Yemen: Acute Food Insecurity Situation February - April 2020 and July - December 2020 (Partial Analysis)
High levels of food insecurity persist, amidst deterioration of the economy, conflict and impact of the COVID-19 pandemic
VALIDITY PERIOD
01.02.2020 > 31.12.2020

Key
results


Recommendations
& next steps


Acute
Malnutrition


How Severe, How Many and When: Out of the total population of 7.96 million people in the 133 analysed districts, 2 million were estimated to be highly food insecure (IPC Phase 3 and above) in the period from February to April 2020, representing 25% of the population analysed.
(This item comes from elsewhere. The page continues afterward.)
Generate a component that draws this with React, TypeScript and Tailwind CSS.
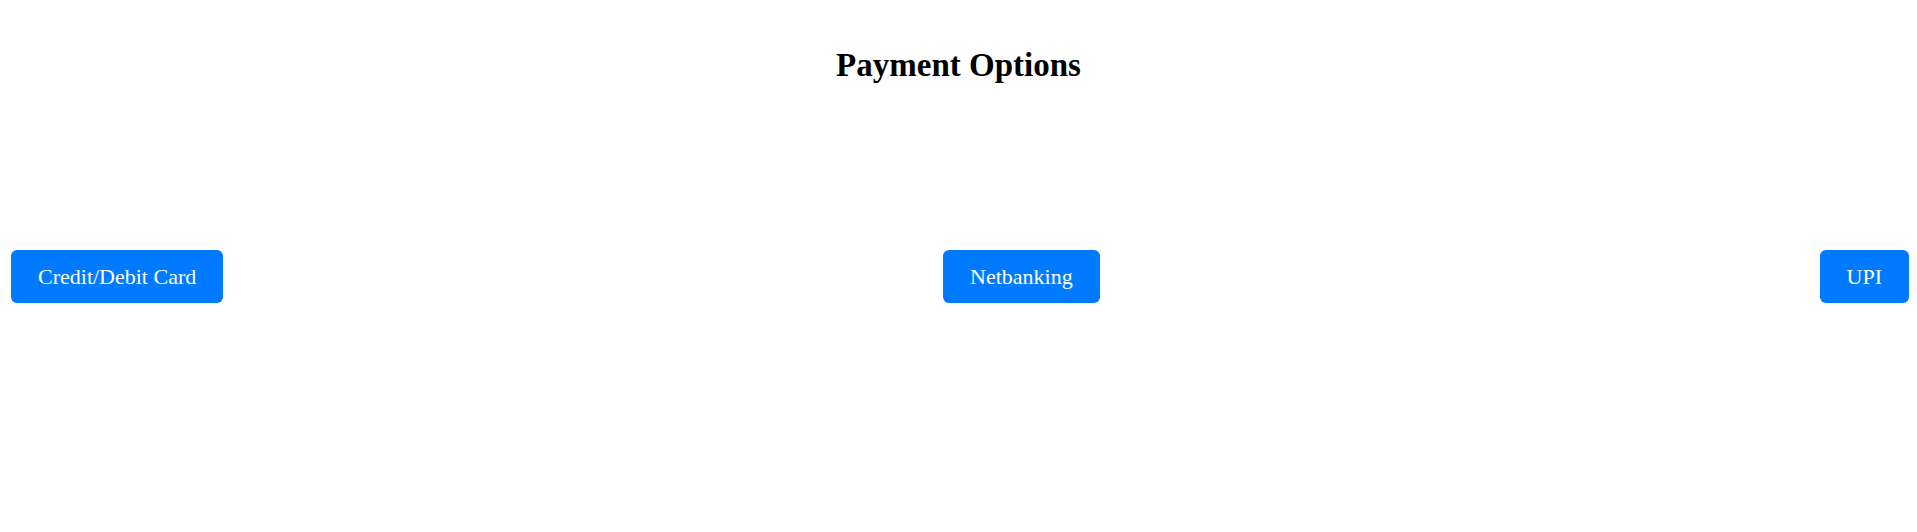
export default function App() {
  return (
    <div className="w-[1917px] h-[532px] bg-white" style={{ fontFamily: '"Liberation Serif", "Times New Roman", serif' }}>
      <h1 className="pt-[46px] text-center text-[33px] leading-[38px] font-bold text-black">Payment Options</h1>
      <div className="mt-[166px] flex justify-between pl-[11px] pr-[8px]">
        <button className="h-[53px] px-[27px] rounded-[6px] bg-[#007bff] text-white text-[22px]">Credit/Debit Card</button>
        <button className="h-[53px] px-[27px] rounded-[6px] bg-[#007bff] text-white text-[22px]">Netbanking</button>
        <button className="h-[53px] px-[27px] rounded-[6px] bg-[#007bff] text-white text-[22px]">UPI</button>
      </div>
    </div>
  );
}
In the period from July to December 2020, the population facing high levels of acute food insecurity (IPC Phase 3 and above) is estimated to increase to 3.2 million people (40% of the analysed population) if humanitarian food assistance is kept at the current levels.

Where and Who: Food insecurity is high in areas characterised by active fighting, which leads to access restrictions that affect coverage of humanitarian food assistance, access to markets, and constant population displacements. The analysis detects 16 districts to be in Emergency (IPC Phase 4), while 103 of the 133 districts are classified in Crisis (IPC Phase 3). In terms of severity, the 16 worst affected (Phase 4) districts are located in eight governorates: Ad Dhalee (3), Marib (3), Al Bayda (2), Shabwah (2), Abyan (2), Taizz (2), Al Jawf (1) and Hadramout (1). In terms of magnitude, the governorates with the highest numbers of people in Crisis or worse (IPC Phase 3 or above) are Taiz (with 591,000 people in IPC Phase 3 and above), Lahj (489,500) and Hadhramaut (465,000).

Why: The continued conflict, the economic crisis further exacerbated by COVID-19 restriction measures, and natural hazards affecting the already low levels of local production, have significantly eroded the ability of households to cope with new and intensifying shocks. The erosion of households’ purchasing power affects access to food and agricultural inputs, especially with an increased strain on remittances due to COVID-19 restrictions abroad. A high percentage of households are highly reliant on humanitarian food assistance to meet their daily food needs.